I had a access to a smartboard, so I had all of the students gather around (away from their computers) to go over the concepts from Day 1 in a group format. I asked them answer questions about menus and specific purposes of certain functions.
Map Projections
Show a globe and talk about a round-ish earth and what has to happen to made a 2D map of a 3d object.
Talk about how different projections preserve different attributes and are designed for different extents.
Talk about units and how units are associated with a projection/CRS
Zoom in and out with google maps to show the transition from a sphere to a 2d Pseudo-Mercator projection.
Load the 50m_admin_0_countries into qgis. Talk about the ‘on-th-fly’ default and how datasets have a CRS, and the map view can have its own. Lots of math happening behind the scenes…

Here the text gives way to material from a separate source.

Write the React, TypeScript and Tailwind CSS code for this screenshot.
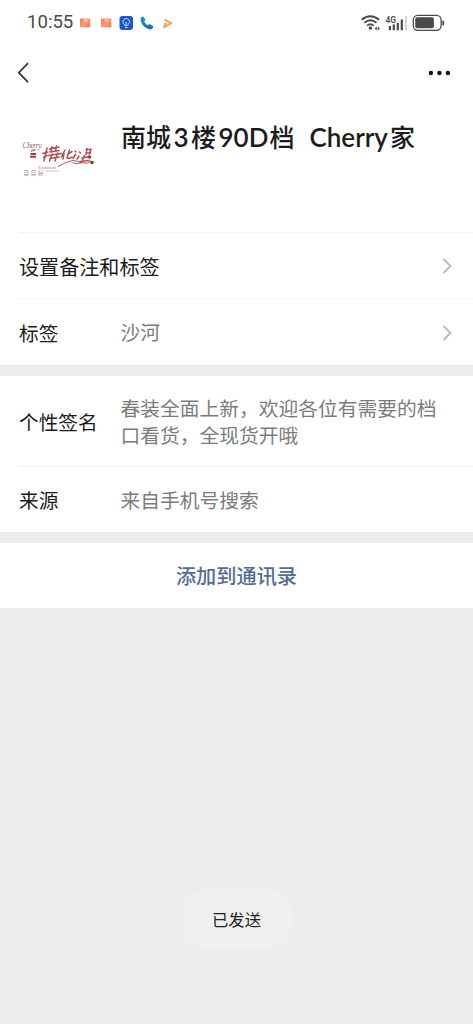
import type { ReactNode } from 'react';

const StatusBar = () => (
  <div className="flex h-[45px] items-center justify-between pl-[27px] pr-[28px] text-[#4a4a4a]">
    <div className="flex items-center">
      <span className="w-[53px] whitespace-nowrap font-['Roboto',sans-serif] text-[18.6px] leading-none">10:55</span>
      <svg width="100" height="18" viewBox="80 13 100 18">
        <defs>
          <linearGradient id="card" x1="0" y1="0" x2="1" y2="1">
            <stop offset="0" stopColor="#f07a68" />
            <stop offset="0.55" stopColor="#fa9a70" />
            <stop offset="1" stopColor="#f0685c" />
          </linearGradient>
          <linearGradient id="call" x1="0" y1="0" x2="1" y2="1">
            <stop offset="0" stopColor="#1aa3b0" />
            <stop offset="1" stopColor="#1466a8" />
          </linearGradient>
        </defs>
        {[80, 101].map((x) => (
          <g key={x}>
            <rect x={x} y="17.5" width="10.3" height="8.8" rx="1" fill="url(#card)" />
            <path d={`M${x + 3.5} 17.5v2.5q2 1.5 4 0v-2.5z`} fill="#fdc594" />
          </g>
        ))}
        <rect x="119.5" y="15" width="13.5" height="14" rx="3" fill="#1a55cf" />
        <path d="M124.800 24.600v-.8a3.300 3.300 0 1 1 2.900 0v.8z" fill="none" stroke="#c9dcff" strokeWidth="1" />
        <path d="M126.200 21v3M125 26.500h2.500" stroke="#dce8ff" strokeWidth="1" />
        <path
          d="M141.200 16.200l2-.7 2.300 3.300-1.300 1.700q1.200 2.300 3.600 3.700l1.700-1.100 3.800 2.500-1 2.200q-2.200 1.500-5.600-.5-5.600-3.300-6.200-8.600-.1-1.600.7-2.500z"
          fill="url(#call)"
        />
        <path d="M164.500 18.500l6.800 3.600-7.300 4 1.800-4.500" fill="none" stroke="#f3a355" strokeWidth="1.900" strokeLinejoin="round" />
      </svg>
    </div>
    <svg width="84" height="18" viewBox="361 13 84 18" fill="none" stroke="#4a4a4a">
      <path d="M361.600 18.700q8.600-7 17.500 0" strokeWidth="2" />
      <path d="M364.300 21.800q6.100-5 12.200 0" strokeWidth="1.900" />
      <path d="M367 24.600q3.400-2.800 6.800 0" strokeWidth="1.800" />
      <circle cx="370.400" cy="27" r="1.800" fill="#4a4a4a" stroke="none" />
      <path d="M374.500 27.500l2.300-1.900v3.800zM380 27.500l-2.300-1.900v3.800z" fill="#4a4a4a" stroke="none" />
      <text x="385.500" y="21.800" fill="#4a4a4a" stroke="none" fontSize="9" fontWeight="600" fontFamily="Roboto, sans-serif" textLength="10.5" lengthAdjust="spacingAndGlyphs">4G</text>
      <path d="M389.900 25v4.300M393.800 23.500v5.800M397.800 22v7.300M401.800 18.500v10.800" strokeWidth="2.200" />
      <path d="M406 15v14.300" stroke="#d2d2d2" strokeWidth="2" />
      <rect x="413.300" y="14.300" width="27.800" height="15" rx="4.500" strokeWidth="1.300" />
      <rect x="415.200" y="16.300" width="18.700" height="11" rx="2" fill="#4a4a4a" stroke="none" />
      <path d="M443.200 19.700v4.600" strokeWidth="1.800" />
    </svg>
  </div>
);

const NavBar = () => (
  <div className="flex h-[56px] items-center justify-between pl-[17px] pr-[22px]">
    <svg width="12" height="22" viewBox="0 0 12 22" fill="none" stroke="#333" strokeWidth="1.700">
      <path d="M11 1.200L1.800 10.700l9.200 9.500" />
    </svg>
    <svg width="23" height="6" viewBox="0 0 23 6" fill="#111">
      <circle cx="2.900" cy="3" r="2.200" />
      <circle cx="11.400" cy="3" r="2.200" />
      <circle cx="19.900" cy="3" r="2.200" />
    </svg>
  </div>
);

const Avatar = () => (
  <svg className="mt-[19px] shrink-0" width="80" height="76" viewBox="20 120 80 76" fill="none">
    <text x="22.5" y="147.800" fontSize="8" fontStyle="italic" fill="#b06a6e" fontFamily="Liberation Serif, serif" textLength="20">Cherry.</text>
    <path d="M31 151l4.500-1.500" stroke="#5b9b69" strokeWidth="1.500" />
    <path d="M30.500 154h5.500M30 156.700h6" stroke="#ad3943" strokeWidth="2" />
    {/* brush lettering */}
    <g stroke="#a93c48" strokeWidth="1.500" strokeLinecap="round" opacity="0.9">
      <path d="M43 153.500l5-1.500M47 148l-3 13M43.500 157.500l3.500-2M49.500 149l9.500-2M52 146.500l-1 5M56.500 146l-1 5M50 152l9-1.500M48.500 155.500l13-2M52 154l-2.500 7M57.500 153l-2.500 8M50 158.500l9-1.500" />
      <path d="M65 150l-3.500 7M64 153l-1 6M69.500 150l-2.500 8M68 154l4-2.500M67 158q3 1 5-1M75 151l1 1M75.500 154.500l-2.500 4" />
      <path d="M86 149.500h5M86 153h4.500M87 148.500l-1 6M91 149l-1.500 5M79.500 152l1 1M79 156l-2 3M82 158l7-1.500M84.500 155.500l-2 4.500M80 161.500l9-1" />
      <path d="M73 163q5 2 9-1 4 3 9-1" strokeWidth="1" />
    </g>
    <path d="M58 166.500q8-5 15-6 5 0 9 3" stroke="#765b61" strokeWidth="0.900" />
    <circle cx="89.500" cy="157" r="1.800" fill="#a93444" />
    <circle cx="92" cy="162.500" r="1.800" fill="#78434d" />
    <text x="38" y="168.500" fontSize="4" fill="#a58b8d" fontFamily="Liberation Serif, serif" textLength="18">Recommend</text>
    <text x="23.500" y="174.500" fontSize="5.500" fill="#9a7377" fontFamily="'Noto Sans CJK SC', sans-serif" textLength="20">自自好</text>
    <path d="M46 171h12.500" stroke="#c9b5b5" strokeWidth="0.900" />
  </svg>
);

const Chevron = () => (
  <svg className="ml-auto mr-[20px]" width="12" height="18" viewBox="0 0 12 18" fill="none" stroke="#b8b8b8" strokeWidth="1.800">
    <path d="M2.500 2l7 7-7 7" />
  </svg>
);

interface RowProps {
  label: string;
  children?: ReactNode;
  arrow?: boolean;
  className: string;
}

const Row = ({ label, children, arrow, className }: RowProps) => (
  <div className={`ml-[19px] flex items-center ${className}`}>
    <span className={`shrink-0 whitespace-nowrap text-[#1c1c1c] ${children ? 'w-[101.5px] text-[19.7px]' : 'pt-[2px] text-[20.1px]'}`}>{label}</span>
    {children && <div className="text-[19.75px] leading-[26.5px] text-[#7c7c7c]">{children}</div>}
    {arrow && <Chevron />}
  </div>
);

export default function App() {
  return (
    <div className="flex h-screen w-full flex-col overflow-hidden bg-[#ededed] font-['Noto_Sans_CJK_SC',sans-serif]">
      <div className="h-[365px] bg-white">
        <StatusBar />
        <NavBar />
        <div className="flex h-[131px] pl-[20px]">
          <Avatar />
          <h1 className="ml-[21px] mt-[17px] flex items-baseline whitespace-pre text-[25px] font-medium leading-[36px] text-[#1c1c1c]">
            <span className="w-[52.5px]">南城</span>
            <span className="w-[17.5px] font-['Lato'] text-[26px] font-semibold">3</span>
            <span className="w-[27.5px]">楼</span>
            <span className="w-[51px] font-['Lato'] text-[26px] font-semibold">90D</span>
            <span className="w-[40px]">档  </span>
            <span className="w-[80.5px] font-['Lato'] text-[26px] font-semibold">Cherry</span>
            <span>家</span>
          </h1>
        </div>
        <Row label="设置备注和标签" arrow className="h-[66px] border-t border-[#f4f4f4] pt-px" />
        <Row label="标签" arrow className="h-[67px] border-t border-[#f4f4f4] pt-px">沙河</Row>
      </div>
      <div className="mt-[11px] h-[156px] bg-white">
        <Row label="个性签名" className="h-[90px] pt-px">
          <p>春装全面上新，欢迎各位有需要的档</p>
          <p>口看货，全现货开哦</p>
        </Row>
        <Row label="来源" className="h-[66px] border-t border-[#eeeeee] pt-px">来自手机号搜索</Row>
      </div>
      <button className="mt-[11px] h-[65px] bg-white pt-[2px] text-[20.2px] font-medium text-[#576b95]">添加到通讯录</button>
      <div className="mx-auto mt-[282px] flex h-[58px] w-[110px] items-center justify-center rounded-[24px] bg-[#efefef] text-[16.3px] text-[#222]">
        已发送
      </div>
    </div>
  );
}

Set the map view to EPSG: 3857 and talk about disortion. Note the size of Greenland in relation to South America
Set the map view to EPSG: 8857 (Equal Earth) and talk area being preserved. Note the size of Greenland in relation to South America
Choose a few other projections and reproject the map view. Use EPSG codes via the qgis search dialogue in order to alleviate errors at this stage. Choose a polar projection and see the data ‘break’
Getting Data from the Internet
Talk about getting data from the internet and how it will come in various levels of quality, extents, scales and projections.
Adding a WMS basemap layer to QGIS: http://gis.sinica.edu.tw/worldmap/wmts/1.0.0/WMTSCapabilities.xml
Add in the imagery layer and zoom around. this is a crowd-pleaser
Have the students unzip it in the downloads folder, look at the file types, copy it to their Users/Username/data folder and highlight the importance of keeping it organized. Use this oportunity to talk again about data types (.shp, .geodb, .gpkg, .csv)
Geoprocessing Fundamentals
Buffers: load a polyline layer (I chose a trails dataset), and create a half-mile buffer dataset. Calculate area of the output polygons via Vector>Analysis>Basic Statistics…
Clip: Select a county from the Montana counties dataset, and clip the Montana geology dataset to the the county boundary. Use this opportunity to style the layer, label it, and ask questions about the geology polygons, where are the sedimentary types, where are the igneous?
Editing: Introduce the editor toolbar, memory layers and basic editing tools. Make a rectangle and clip the geology layer to the rectangle. Edit some nodes on an existing dataset. Delete by selection tool, Delete by row selection in attribute table, select by expression, delete selected features. Reinforce the concept of a memory layer vs. saving data to disk.
Symbolization
Graduated Symbols: Load ne_10m_states_provinces, ne_10m_populated_places, view the attibute table and have the students locate the field for population on the pop_places dataset.
Use the styling assistant to setuip the graduated symbols:
Talk about Field Data collection and the three main geometry types (points, lines, and polygons)
If the students have smartphones, have them install the Input app and have them all login to the same username and password that you have previously setup.
Using the default project, or one that you have setup with that account, head out into the field and have them all collect data, points, lines, and polygons and take some geotagged pictures as well. Have them all sync the data to the public mergin cloud.
Back in the lab, have all of the students install the Mergin plugin via the QGIS Plugins menu.
Have them all login to the same account, load the project locally, and then sync all of the data.
Explore the data that they have collected, look at the attribute tables, and show them how a geotagged photo has the filename in the attribute table and the photo with the matching filename is also stored in the mergin project folder.
On this night, I had to source some custom datasets from the internet that each student would need to complete their project. Give them links if possible so that the student has to download, unzip and organize the data into their project.
Print Composer
Introduce the Print Composer and explain that it is a different window, but linked to the main qgis window.
New Print Layout>Name it for the paper size
Right-Click on the page>Page Properties>Set US Letter Page Size
Add Map
Move tool (layout manipulation)
Move Content Tool (set map extent and scale) #make sure they understand this tool difference
Scale, North Arrow, Title, Legend, Shapes, Attribute Table
Have the students style and print a 8.5×11″ map to the color printer using a selection of the datasets that they have active in qgis (pop_places, geology, etc.)